▸ **THE EXERCISE**: Repeat the whole of the data, keeping every detail the same.

▸ **DATA EXTRACT**:

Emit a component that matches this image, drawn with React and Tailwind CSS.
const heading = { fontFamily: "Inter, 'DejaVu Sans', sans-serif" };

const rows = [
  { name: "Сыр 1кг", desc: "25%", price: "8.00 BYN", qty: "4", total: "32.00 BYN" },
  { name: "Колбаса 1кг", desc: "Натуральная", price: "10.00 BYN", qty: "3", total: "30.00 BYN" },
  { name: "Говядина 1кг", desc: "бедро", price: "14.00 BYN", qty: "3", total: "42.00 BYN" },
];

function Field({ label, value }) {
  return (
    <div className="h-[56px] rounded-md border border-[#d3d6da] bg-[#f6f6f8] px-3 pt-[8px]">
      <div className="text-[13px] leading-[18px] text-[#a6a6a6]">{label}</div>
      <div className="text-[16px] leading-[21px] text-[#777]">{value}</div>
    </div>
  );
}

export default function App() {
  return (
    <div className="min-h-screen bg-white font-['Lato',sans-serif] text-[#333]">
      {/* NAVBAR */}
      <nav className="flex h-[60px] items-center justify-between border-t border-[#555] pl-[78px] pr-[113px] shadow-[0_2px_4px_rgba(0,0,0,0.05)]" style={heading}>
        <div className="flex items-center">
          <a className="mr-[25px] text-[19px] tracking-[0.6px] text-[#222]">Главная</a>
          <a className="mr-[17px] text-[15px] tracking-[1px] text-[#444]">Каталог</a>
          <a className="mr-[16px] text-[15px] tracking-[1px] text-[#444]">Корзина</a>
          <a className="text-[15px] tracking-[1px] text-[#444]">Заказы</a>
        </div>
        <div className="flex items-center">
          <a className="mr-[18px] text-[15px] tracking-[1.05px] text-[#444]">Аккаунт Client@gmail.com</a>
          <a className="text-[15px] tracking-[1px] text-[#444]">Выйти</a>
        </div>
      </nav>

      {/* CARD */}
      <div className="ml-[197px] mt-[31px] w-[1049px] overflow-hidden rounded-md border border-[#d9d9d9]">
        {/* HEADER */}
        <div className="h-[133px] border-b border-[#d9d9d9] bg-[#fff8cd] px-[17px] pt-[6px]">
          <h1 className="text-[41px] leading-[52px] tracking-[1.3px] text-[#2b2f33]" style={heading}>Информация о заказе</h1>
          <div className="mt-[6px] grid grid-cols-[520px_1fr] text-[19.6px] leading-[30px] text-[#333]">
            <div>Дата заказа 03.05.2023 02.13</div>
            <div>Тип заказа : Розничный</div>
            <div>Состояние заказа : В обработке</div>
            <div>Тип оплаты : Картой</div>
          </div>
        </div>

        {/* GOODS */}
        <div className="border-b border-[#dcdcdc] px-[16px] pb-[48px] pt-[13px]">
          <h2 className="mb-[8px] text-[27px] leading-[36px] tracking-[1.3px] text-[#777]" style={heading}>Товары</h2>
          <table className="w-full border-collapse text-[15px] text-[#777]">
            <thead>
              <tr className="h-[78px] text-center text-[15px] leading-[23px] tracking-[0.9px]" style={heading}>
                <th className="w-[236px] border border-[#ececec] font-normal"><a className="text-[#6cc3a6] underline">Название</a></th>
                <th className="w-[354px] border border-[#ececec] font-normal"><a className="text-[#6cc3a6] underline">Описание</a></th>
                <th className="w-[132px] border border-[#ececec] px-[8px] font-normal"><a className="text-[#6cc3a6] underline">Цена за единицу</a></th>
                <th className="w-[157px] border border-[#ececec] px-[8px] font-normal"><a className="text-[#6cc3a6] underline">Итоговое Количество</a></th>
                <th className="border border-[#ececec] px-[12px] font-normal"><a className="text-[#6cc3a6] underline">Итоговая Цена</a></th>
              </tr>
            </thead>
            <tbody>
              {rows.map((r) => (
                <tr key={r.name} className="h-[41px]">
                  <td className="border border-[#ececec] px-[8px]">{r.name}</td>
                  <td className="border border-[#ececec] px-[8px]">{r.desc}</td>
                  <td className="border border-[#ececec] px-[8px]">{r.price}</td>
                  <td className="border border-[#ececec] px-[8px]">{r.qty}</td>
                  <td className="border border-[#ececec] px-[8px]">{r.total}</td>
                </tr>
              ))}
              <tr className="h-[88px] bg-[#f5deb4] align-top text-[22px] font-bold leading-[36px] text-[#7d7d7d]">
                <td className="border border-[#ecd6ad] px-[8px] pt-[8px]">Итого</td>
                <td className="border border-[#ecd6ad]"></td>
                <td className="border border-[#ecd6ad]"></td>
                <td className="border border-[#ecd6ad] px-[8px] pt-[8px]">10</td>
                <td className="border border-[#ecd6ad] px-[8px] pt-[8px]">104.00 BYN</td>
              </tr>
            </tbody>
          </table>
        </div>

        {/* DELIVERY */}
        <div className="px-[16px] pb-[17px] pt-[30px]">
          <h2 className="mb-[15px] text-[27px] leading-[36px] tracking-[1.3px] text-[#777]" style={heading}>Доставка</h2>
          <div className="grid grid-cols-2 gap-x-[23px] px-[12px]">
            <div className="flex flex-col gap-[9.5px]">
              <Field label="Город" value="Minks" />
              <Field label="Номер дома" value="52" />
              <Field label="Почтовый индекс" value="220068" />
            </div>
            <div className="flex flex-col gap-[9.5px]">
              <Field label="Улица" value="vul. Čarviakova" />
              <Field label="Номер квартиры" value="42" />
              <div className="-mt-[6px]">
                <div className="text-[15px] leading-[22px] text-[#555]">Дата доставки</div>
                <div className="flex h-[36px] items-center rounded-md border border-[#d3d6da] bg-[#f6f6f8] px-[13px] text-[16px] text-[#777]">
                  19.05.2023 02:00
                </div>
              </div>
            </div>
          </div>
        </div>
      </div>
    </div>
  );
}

▸ **PROBLEM SOLUTION**:
Emit a component that matches this image, drawn with React and Tailwind CSS.
const heading = { fontFamily: "Inter, 'DejaVu Sans', sans-serif" };

const rows = [
  { name: "Сыр 1кг", desc: "25%", price: "8.00 BYN", qty: "4", total: "32.00 BYN" },
  { name: "Колбаса 1кг", desc: "Натуральная", price: "10.00 BYN", qty: "3", total: "30.00 BYN" },
  { name: "Говядина 1кг", desc: "бедро", price: "14.00 BYN", qty: "3", total: "42.00 BYN" },
];

function Field({ label, value }) {
  return (
    <div className="h-[56px] rounded-md border border-[#d3d6da] bg-[#f6f6f8] px-3 pt-[8px]">
      <div className="text-[13px] leading-[18px] text-[#a6a6a6]">{label}</div>
      <div className="text-[16px] leading-[21px] text-[#777]">{value}</div>
    </div>
  );
}

export default function App() {
  return (
    <div className="min-h-screen bg-white font-['Lato',sans-serif] text-[#333]">
      {/* NAVBAR */}
      <nav className="flex h-[60px] items-center justify-between border-t border-[#555] pl-[78px] pr-[113px] shadow-[0_2px_4px_rgba(0,0,0,0.05)]" style={heading}>
        <div className="flex items-center">
          <a className="mr-[25px] text-[19px] tracking-[0.6px] text-[#222]">Главная</a>
          <a className="mr-[17px] text-[15px] tracking-[1px] text-[#444]">Каталог</a>
          <a className="mr-[16px] text-[15px] tracking-[1px] text-[#444]">Корзина</a>
          <a className="text-[15px] tracking-[1px] text-[#444]">Заказы</a>
        </div>
        <div className="flex items-center">
          <a className="mr-[18px] text-[15px] tracking-[1.05px] text-[#444]">Аккаунт Client@gmail.com</a>
          <a className="text-[15px] tracking-[1px] text-[#444]">Выйти</a>
        </div>
      </nav>

      {/* CARD */}
      <div className="ml-[197px] mt-[31px] w-[1049px] overflow-hidden rounded-md border border-[#d9d9d9]">
        {/* HEADER */}
        <div className="h-[133px] border-b border-[#d9d9d9] bg-[#fff8cd] px-[17px] pt-[6px]">
          <h1 className="text-[41px] leading-[52px] tracking-[1.3px] text-[#2b2f33]" style={heading}>Информация о заказе</h1>
          <div className="mt-[6px] grid grid-cols-[520px_1fr] text-[19.6px] leading-[30px] text-[#333]">
            <div>Дата заказа 03.05.2023 02.13</div>
            <div>Тип заказа : Розничный</div>
            <div>Состояние заказа : В обработке</div>
            <div>Тип оплаты : Картой</div>
          </div>
        </div>

        {/* GOODS */}
        <div className="border-b border-[#dcdcdc] px-[16px] pb-[48px] pt-[13px]">
          <h2 className="mb-[8px] text-[27px] leading-[36px] tracking-[1.3px] text-[#777]" style={heading}>Товары</h2>
          <table className="w-full border-collapse text-[15px] text-[#777]">
            <thead>
              <tr className="h-[78px] text-center text-[15px] leading-[23px] tracking-[0.9px]" style={heading}>
                <th className="w-[236px] border border-[#ececec] font-normal"><a className="text-[#6cc3a6] underline">Название</a></th>
                <th className="w-[354px] border border-[#ececec] font-normal"><a className="text-[#6cc3a6] underline">Описание</a></th>
                <th className="w-[132px] border border-[#ececec] px-[8px] font-normal"><a className="text-[#6cc3a6] underline">Цена за единицу</a></th>
                <th className="w-[157px] border border-[#ececec] px-[8px] font-normal"><a className="text-[#6cc3a6] underline">Итоговое Количество</a></th>
                <th className="border border-[#ececec] px-[12px] font-normal"><a className="text-[#6cc3a6] underline">Итоговая Цена</a></th>
              </tr>
            </thead>
            <tbody>
              {rows.map((r) => (
                <tr key={r.name} className="h-[41px]">
                  <td className="border border-[#ececec] px-[8px]">{r.name}</td>
                  <td className="border border-[#ececec] px-[8px]">{r.desc}</td>
                  <td className="border border-[#ececec] px-[8px]">{r.price}</td>
                  <td className="border border-[#ececec] px-[8px]">{r.qty}</td>
                  <td className="border border-[#ececec] px-[8px]">{r.total}</td>
                </tr>
              ))}
              <tr className="h-[88px] bg-[#f5deb4] align-top text-[22px] font-bold leading-[36px] text-[#7d7d7d]">
                <td className="border border-[#ecd6ad] px-[8px] pt-[8px]">Итого</td>
                <td className="border border-[#ecd6ad]"></td>
                <td className="border border-[#ecd6ad]"></td>
                <td className="border border-[#ecd6ad] px-[8px] pt-[8px]">10</td>
                <td className="border border-[#ecd6ad] px-[8px] pt-[8px]">104.00 BYN</td>
              </tr>
            </tbody>
          </table>
        </div>

        {/* DELIVERY */}
        <div className="px-[16px] pb-[17px] pt-[30px]">
          <h2 className="mb-[15px] text-[27px] leading-[36px] tracking-[1.3px] text-[#777]" style={heading}>Доставка</h2>
          <div className="grid grid-cols-2 gap-x-[23px] px-[12px]">
            <div className="flex flex-col gap-[9.5px]">
              <Field label="Город" value="Minks" />
              <Field label="Номер дома" value="52" />
              <Field label="Почтовый индекс" value="220068" />
            </div>
            <div className="flex flex-col gap-[9.5px]">
              <Field label="Улица" value="vul. Čarviakova" />
              <Field label="Номер квартиры" value="42" />
              <div className="-mt-[6px]">
                <div className="text-[15px] leading-[22px] text-[#555]">Дата доставки</div>
                <div className="flex h-[36px] items-center rounded-md border border-[#d3d6da] bg-[#f6f6f8] px-[13px] text-[16px] text-[#777]">
                  19.05.2023 02:00
                </div>
              </div>
            </div>
          </div>
        </div>
      </div>
    </div>
  );
}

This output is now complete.